Sous sa veste orange fluo, masque sur le nez et entre deux coups de téléphone, il explique avoir eu pour instruction de lever le camp dès mercredi matin. L’annonce par la préfecture, ce mercredi 17 février, de la rétrogradation du "plan grand froid" du niveau 2 au niveau 1, faute à des températures qui dépassent les 10 degrés en journée, sonne par la même occasion la fin de ce centre d’hébergement d’urgence éphémère. Et les associations n’ont pas leur mot à dire.

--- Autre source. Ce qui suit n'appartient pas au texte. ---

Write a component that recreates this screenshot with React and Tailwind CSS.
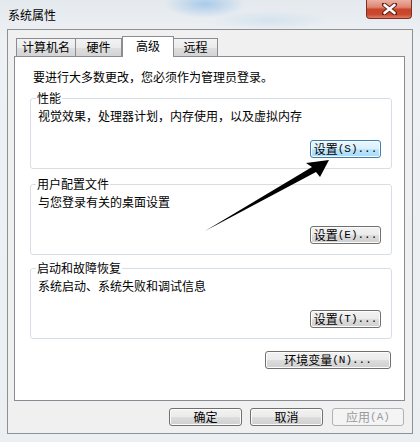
import React from "react";

const btn =
  "h-[18px] flex items-center justify-center rounded-[3px] border border-[#707070] bg-[linear-gradient(to_bottom,#f2f2f2_0%,#ebebeb_50%,#dddddd_51%,#cfcfcf_100%)] shadow-[inset_0_0_0_1px_#fcfcfc] text-[12px] leading-[14px] text-black";

const btnFocus =
  "h-[18px] flex items-center justify-center rounded-[3px] border border-[#3c7fb1] bg-[linear-gradient(to_bottom,#eaf6fd_0%,#d9f0fc_50%,#bee6fd_51%,#a7d9f5_100%)] shadow-[inset_0_0_0_1px_#f4fbff] text-[12px] leading-[14px] text-black";

function Label({ zh, key2 }) {
  return (
    <>
      <span>{zh}</span>
      <span className="font-['Liberation_Mono',monospace] text-[11px]">({key2})...</span>
    </>
  );
}

function Group({ title, desc, k, focus }) {
  return (
    <div className="relative ml-[15px] w-[362px] h-[71px] border border-[#d5dfe5] rounded-[3px] flex flex-col">
      <div className="absolute left-[5px] top-[-8px] bg-white px-[1px] leading-[14px]">{title}</div>
      <div className="pl-[7px] pt-[10px] leading-[14px]">{desc}</div>
      <div className={(focus ? btnFocus : btn) + " w-[71px] self-end mt-auto mr-[10px] mb-[10px]"}>
        <Label zh="设置" key2={k} />
      </div>
    </div>
  );
}

export default function App() {
  return (
    <div className="relative w-[420px] h-[442px] overflow-hidden text-[12px] text-black font-['Noto_Sans_CJK_SC',sans-serif] bg-[radial-gradient(ellipse_40px_14px_at_205px_4px,#a8cbea_0%,transparent_100%),radial-gradient(ellipse_60px_10px_at_270px_20px,#d4e3ee_0%,transparent_100%),linear-gradient(to_bottom,#e4e9ee_0%,#eef1f4_40px,#eceff2_100%)]">
      {/* title bar */}
      <div className="h-[29px] pl-[8px] pt-[8px] leading-[14px] text-[12px]">系统属性</div>

      {/* close button */}
      <div className="absolute top-0 right-[8px] w-[46px] h-[19px] rounded-b-[4px] border border-t-0 border-[#7a2f22] bg-[linear-gradient(to_bottom,#eab0a2_0%,#df8570_40%,#c9442b_52%,#c9492f_80%,#dc7d62_100%)] flex items-center justify-center">
        <svg width="15" height="12" viewBox="0 0 15 12">
          <path d="M2 1.5 L13 10.5 M13 1.5 L2 10.5" stroke="#5a2118" strokeWidth="4.4" strokeLinecap="round" />
          <path d="M2.5 2 L12.5 10 M12.5 2 L2.5 10" stroke="#ffffff" strokeWidth="2.6" strokeLinecap="round" />
        </svg>
      </div>

      {/* client area */}
      <div className="ml-[7px] w-[406px] h-[405px] border border-[#8e9194] bg-[#f0f0f0] flex flex-col pl-[6px] pt-[6px]">
        {/* tabs */}
        <div className="flex items-start h-[20px] ml-[2px]">
          <div className="mt-[2px] h-[18px] w-[60px] border border-b-0 border-[#898c95] bg-[linear-gradient(to_bottom,#f3f3f3_0%,#ebebeb_50%,#dedede_51%,#d4d4d4_100%)] flex justify-center leading-[14px] pt-[1px]">计算机名</div>
          <div className="mt-[2px] h-[18px] w-[46px] border border-b-0 border-l-0 border-[#898c95] bg-[linear-gradient(to_bottom,#f3f3f3_0%,#ebebeb_50%,#dedede_51%,#d4d4d4_100%)] flex justify-center leading-[14px] pt-[1px]">硬件</div>
          <div className="relative z-10 h-[21px] w-[52px] border border-b-0 border-[#898c95] bg-white flex justify-center leading-[14px] pt-[2px]">高级</div>
          <div className="mt-[2px] h-[18px] w-[44px] border border-b-0 border-l-0 border-[#898c95] bg-[linear-gradient(to_bottom,#f3f3f3_0%,#ebebeb_50%,#dedede_51%,#d4d4d4_100%)] flex justify-center leading-[14px] pt-[1px]">远程</div>
        </div>

        {/* tab page */}
        <div className="w-[391px] h-[345px] border border-[#898c95] bg-white flex flex-col">
          <div className="pl-[18px] pt-[13px] leading-[14px]">要进行大多数更改，您必须作为管理员登录。</div>
          <div className="h-[14px]" />
          <Group title="性能" desc="视觉效果，处理器计划，内存使用，以及虚拟内存" k="S" focus />
          <div className="h-[15px]" />
          <Group title="用户配置文件" desc="与您登录有关的桌面设置" k="E" />
          <div className="h-[13px]" />
          <Group title="启动和故障恢复" desc="系统启动、系统失败和调试信息" k="T" />
          <div className="ml-[15px] w-[361px] flex justify-end mt-[12px]">
            <div className={btn + " w-[126px]"}>
              <Label zh="环境变量" key2="N" />
            </div>
          </div>
        </div>

        {/* dialog buttons */}
        <div className="flex justify-end gap-[8px] pr-[8px] mt-[7px]">
          <div className={btn + " w-[73px]"}>确定</div>
          <div className={btn + " w-[73px] mr-[1px]"}>取消</div>
          <div className="h-[18px] w-[72px] flex items-center justify-center rounded-[3px] border border-[#adb2b5] bg-[#f4f4f4] text-[#9a9a9a] leading-[14px]">
            <span>应用</span>
            <span className="font-['Liberation_Mono',monospace] text-[11px]">(A)</span>
          </div>
        </div>
      </div>

      {/* annotation arrow */}
      <svg className="absolute left-0 top-0 pointer-events-none" width="420" height="442" viewBox="0 0 420 442">
        <polygon points="329,160 306,163 312,167 205,231 316,172 320,177" fill="#000" />
      </svg>
    </div>
  );
}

"Retour à la rue", résume Vochi, cinquantenaire au fort accent des pays de l’Est de l’Europe, qui raconte avoir quitté la Tchétchénie pour la France en 2004. "Ici, c’était pas trop mal, mais après, je ne sais pas ce que je vais faire. J’appelle le 115 tous les jours, et à chaque fois ils me disent qu’il n’y a plus de place. On m’a parlé d’une solution pour moi le 3 mars. Et pendant 20 jours je dors et je mange où ? On est traités comme des animaux", peste celui qui passe son troisième hiver consécutif dehors.
Peur du lendemain
Tous appréhendent la fin de cette semaine au chaud. "Avant de venir ici j’ai passé quelques jours à l’hôtel, explique Raed, un Irakien de 47 ans, arrivé en France en 2017. La seule chose que je sais, c’est que je dois aller à la préfecture pour déposer un dossier, et ensuite, je ne sais pas où je vais aller." "On vit au jour le jour. Je ne sais pas ce que demain me réserve", renchérit Fousseni.
Déambulant dans les rues de Strasbourg ce mardi soir, à la recherche de sans-abri qui auraient refusé une place d’hébergement par peur souvent de la collectivité, une petite équipe de maraudeurs confie elle sa préoccupation. S’ils assurent ces derniers jours avoir constaté une baisse du nombre de sans domicile fixe, "tous ceux qui le souhaitaient ont trouvé une place d’hébergement", ils s’inquiètent de la fermeture à venir du gymnase et des autres endroits où des places en urgence avaient été trouvées : "Derrière, il n’y a pas de solution. Dans quelques jours il y aura plus de monde à la rue. Ça nous fait de la peine et on est assez frustrés."
Difficile cependant pour les maraudeurs d’évaluer le nombre de personnes qui dorment dehors à Strasbourg. En mars 2020, les bénévoles de la Nuit de la solidarité avaient eux recensé 265 sans-abri dans la capitale Alsacienne, tout en reconnaissant que leur décompte n’était probablement pas exhaustif.